Short problem |
Return every line of the data below that includes the string "page".

Supplied records |
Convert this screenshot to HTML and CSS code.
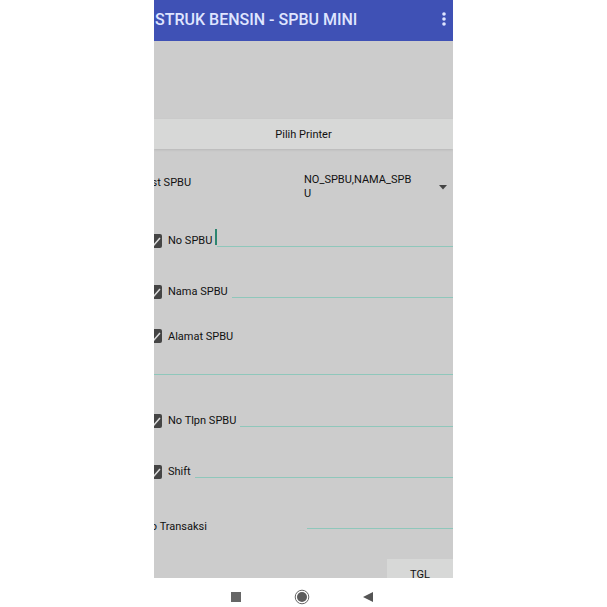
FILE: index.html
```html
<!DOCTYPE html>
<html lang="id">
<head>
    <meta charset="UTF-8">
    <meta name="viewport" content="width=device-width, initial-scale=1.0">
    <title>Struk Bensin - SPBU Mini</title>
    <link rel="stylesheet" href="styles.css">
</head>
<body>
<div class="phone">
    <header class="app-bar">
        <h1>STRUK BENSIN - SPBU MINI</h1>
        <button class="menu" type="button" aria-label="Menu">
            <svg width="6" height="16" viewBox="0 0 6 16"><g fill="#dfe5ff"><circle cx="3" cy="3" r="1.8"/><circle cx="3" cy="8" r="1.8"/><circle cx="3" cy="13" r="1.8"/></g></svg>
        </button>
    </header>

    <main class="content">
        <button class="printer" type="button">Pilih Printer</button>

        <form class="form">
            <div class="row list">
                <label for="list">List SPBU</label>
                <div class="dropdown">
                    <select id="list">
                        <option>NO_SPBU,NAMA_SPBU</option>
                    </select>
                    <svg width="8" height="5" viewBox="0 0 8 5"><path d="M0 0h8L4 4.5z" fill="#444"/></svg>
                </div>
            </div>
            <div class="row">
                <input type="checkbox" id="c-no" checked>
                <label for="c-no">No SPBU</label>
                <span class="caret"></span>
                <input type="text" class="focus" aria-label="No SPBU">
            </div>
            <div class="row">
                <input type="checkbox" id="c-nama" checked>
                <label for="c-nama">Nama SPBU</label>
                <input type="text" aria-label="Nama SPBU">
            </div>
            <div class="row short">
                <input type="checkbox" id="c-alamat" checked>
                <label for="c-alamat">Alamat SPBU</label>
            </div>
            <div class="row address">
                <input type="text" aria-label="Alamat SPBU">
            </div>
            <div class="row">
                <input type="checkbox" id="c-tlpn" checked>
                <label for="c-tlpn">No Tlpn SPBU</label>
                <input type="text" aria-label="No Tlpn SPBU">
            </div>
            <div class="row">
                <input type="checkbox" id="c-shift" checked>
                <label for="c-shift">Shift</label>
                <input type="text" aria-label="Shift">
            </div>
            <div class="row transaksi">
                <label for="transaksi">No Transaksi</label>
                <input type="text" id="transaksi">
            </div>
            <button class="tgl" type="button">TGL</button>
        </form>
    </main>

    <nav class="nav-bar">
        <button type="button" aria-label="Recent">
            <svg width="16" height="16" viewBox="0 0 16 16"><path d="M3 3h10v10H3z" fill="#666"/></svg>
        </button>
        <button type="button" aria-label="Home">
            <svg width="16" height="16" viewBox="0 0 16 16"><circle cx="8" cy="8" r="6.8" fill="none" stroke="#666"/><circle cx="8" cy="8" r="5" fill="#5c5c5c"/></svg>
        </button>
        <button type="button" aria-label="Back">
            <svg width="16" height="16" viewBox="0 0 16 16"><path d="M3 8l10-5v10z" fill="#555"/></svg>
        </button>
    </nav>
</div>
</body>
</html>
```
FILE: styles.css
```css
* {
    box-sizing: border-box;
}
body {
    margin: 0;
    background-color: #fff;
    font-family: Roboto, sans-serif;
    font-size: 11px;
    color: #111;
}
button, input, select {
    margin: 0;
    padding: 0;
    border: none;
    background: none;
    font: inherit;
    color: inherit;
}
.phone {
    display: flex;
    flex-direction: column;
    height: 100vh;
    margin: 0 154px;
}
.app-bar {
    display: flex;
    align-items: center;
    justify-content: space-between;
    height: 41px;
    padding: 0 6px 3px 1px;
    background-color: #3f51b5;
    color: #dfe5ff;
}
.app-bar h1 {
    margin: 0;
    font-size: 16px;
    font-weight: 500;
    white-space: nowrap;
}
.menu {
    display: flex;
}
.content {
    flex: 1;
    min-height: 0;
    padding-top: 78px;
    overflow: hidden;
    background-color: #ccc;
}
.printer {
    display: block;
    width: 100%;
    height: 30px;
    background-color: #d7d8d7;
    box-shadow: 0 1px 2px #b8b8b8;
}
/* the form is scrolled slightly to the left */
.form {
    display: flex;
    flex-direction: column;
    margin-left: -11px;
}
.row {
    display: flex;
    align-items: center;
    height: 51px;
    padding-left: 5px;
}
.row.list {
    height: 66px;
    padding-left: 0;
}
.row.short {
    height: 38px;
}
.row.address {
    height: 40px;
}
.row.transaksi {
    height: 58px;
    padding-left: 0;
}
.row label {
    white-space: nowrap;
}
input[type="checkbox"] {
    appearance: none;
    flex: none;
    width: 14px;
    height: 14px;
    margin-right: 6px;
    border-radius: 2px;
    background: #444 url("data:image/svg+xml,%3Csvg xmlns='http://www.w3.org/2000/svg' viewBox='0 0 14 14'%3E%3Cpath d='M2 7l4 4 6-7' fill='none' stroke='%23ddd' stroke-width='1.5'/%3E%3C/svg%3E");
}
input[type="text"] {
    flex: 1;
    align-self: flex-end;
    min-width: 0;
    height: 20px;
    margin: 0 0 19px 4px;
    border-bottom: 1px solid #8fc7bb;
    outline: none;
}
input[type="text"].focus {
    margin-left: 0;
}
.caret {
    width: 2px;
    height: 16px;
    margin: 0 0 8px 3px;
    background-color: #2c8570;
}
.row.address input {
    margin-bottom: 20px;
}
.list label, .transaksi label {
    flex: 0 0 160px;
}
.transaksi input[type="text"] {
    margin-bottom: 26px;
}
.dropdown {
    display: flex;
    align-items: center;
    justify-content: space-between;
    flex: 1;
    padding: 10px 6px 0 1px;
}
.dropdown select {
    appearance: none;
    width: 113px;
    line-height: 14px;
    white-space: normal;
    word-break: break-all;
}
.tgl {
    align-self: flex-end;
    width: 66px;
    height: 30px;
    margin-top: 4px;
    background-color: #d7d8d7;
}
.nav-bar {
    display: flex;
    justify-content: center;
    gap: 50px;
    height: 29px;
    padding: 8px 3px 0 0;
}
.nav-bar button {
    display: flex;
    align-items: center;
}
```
--
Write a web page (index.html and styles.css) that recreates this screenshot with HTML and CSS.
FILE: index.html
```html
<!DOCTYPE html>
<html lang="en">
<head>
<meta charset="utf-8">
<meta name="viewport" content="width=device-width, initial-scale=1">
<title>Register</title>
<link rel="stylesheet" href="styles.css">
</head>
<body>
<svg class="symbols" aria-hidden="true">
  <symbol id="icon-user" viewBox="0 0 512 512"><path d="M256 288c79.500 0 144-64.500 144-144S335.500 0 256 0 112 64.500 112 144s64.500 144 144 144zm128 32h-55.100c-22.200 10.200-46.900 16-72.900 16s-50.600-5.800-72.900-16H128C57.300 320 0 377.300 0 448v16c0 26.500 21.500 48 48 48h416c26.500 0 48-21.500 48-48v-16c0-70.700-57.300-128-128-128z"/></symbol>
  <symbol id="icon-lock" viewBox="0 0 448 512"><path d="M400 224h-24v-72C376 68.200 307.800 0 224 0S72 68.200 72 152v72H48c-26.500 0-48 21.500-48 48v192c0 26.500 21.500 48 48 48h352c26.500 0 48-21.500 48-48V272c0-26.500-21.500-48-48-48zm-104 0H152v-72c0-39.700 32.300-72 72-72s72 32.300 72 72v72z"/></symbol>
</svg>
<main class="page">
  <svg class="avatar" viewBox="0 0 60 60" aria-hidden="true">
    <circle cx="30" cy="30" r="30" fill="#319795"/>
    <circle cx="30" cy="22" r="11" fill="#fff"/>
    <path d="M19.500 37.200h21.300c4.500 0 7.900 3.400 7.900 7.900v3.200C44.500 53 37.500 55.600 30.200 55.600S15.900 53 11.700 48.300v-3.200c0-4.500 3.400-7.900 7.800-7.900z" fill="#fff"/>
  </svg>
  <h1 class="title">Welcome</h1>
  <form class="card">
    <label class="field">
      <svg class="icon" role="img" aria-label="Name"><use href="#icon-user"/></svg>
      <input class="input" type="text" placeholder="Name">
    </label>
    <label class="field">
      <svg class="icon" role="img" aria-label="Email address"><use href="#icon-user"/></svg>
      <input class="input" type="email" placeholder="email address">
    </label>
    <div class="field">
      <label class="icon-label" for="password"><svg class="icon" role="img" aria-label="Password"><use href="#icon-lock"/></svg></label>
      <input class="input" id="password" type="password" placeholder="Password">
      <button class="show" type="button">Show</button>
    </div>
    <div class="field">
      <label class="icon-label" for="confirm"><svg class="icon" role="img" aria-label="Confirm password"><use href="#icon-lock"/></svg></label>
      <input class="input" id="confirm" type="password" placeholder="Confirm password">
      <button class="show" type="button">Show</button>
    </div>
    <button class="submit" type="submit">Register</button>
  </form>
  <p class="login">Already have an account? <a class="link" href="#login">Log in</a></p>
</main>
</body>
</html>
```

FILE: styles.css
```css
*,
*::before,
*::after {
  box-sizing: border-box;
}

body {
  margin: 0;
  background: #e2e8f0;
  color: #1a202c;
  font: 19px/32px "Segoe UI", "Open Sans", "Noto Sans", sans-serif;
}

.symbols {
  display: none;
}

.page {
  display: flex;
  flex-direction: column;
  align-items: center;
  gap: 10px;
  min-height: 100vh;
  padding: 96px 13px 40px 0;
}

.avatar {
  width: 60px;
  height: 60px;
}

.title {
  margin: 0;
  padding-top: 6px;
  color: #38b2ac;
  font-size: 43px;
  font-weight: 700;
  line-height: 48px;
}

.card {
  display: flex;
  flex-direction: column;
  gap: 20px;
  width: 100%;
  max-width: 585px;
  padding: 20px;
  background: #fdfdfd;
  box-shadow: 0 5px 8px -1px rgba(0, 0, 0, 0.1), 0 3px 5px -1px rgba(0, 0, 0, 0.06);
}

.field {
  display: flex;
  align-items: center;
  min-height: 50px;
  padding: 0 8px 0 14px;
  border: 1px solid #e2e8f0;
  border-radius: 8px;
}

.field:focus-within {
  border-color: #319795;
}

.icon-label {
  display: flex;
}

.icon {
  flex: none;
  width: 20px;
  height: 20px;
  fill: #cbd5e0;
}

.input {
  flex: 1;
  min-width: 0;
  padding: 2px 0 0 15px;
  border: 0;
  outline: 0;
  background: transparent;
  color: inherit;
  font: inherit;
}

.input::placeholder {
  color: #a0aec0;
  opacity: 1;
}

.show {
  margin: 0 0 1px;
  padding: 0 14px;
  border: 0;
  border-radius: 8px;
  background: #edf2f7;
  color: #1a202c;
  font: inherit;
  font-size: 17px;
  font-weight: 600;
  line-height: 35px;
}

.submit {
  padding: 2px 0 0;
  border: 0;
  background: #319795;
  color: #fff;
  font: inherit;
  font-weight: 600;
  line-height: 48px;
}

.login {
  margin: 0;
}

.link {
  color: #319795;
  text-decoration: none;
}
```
==
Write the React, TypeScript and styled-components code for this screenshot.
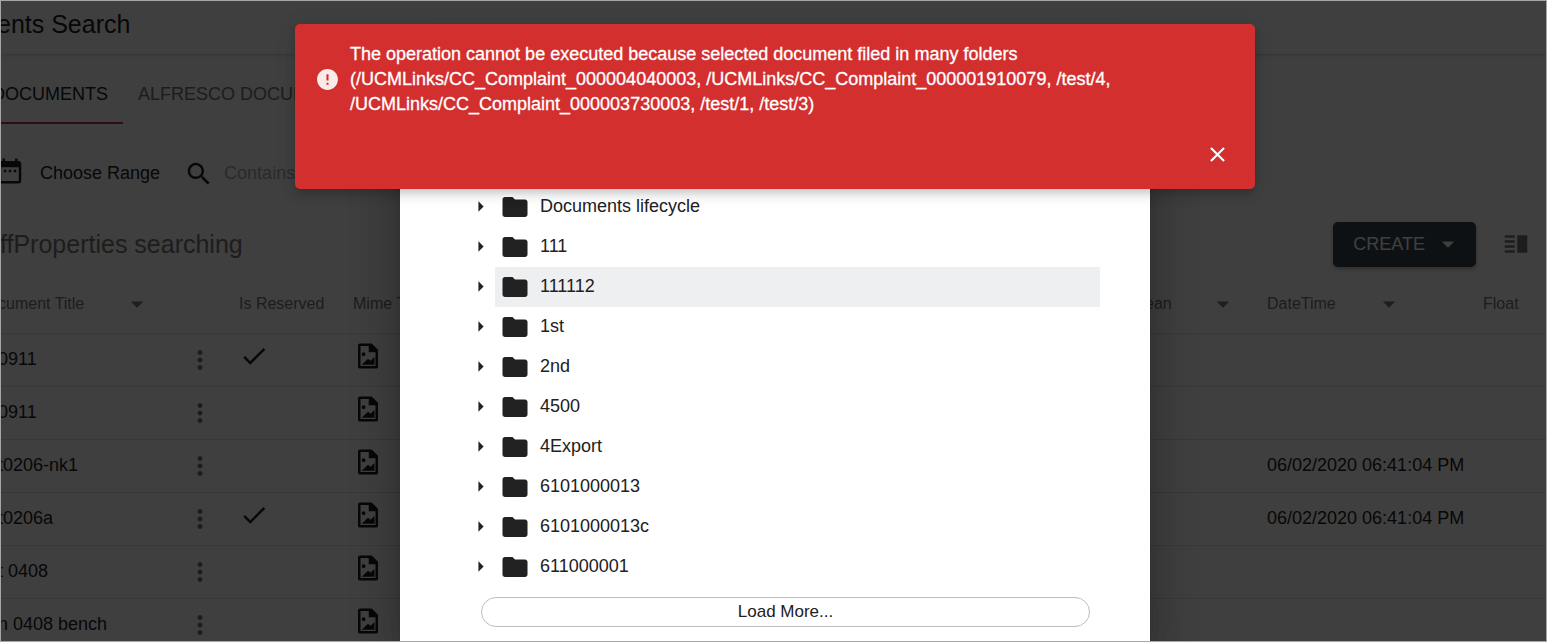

Result below |
Write a web page (index.html and styles.css) that recreates this screenshot with HTML and CSS.
<main class="page">
.page {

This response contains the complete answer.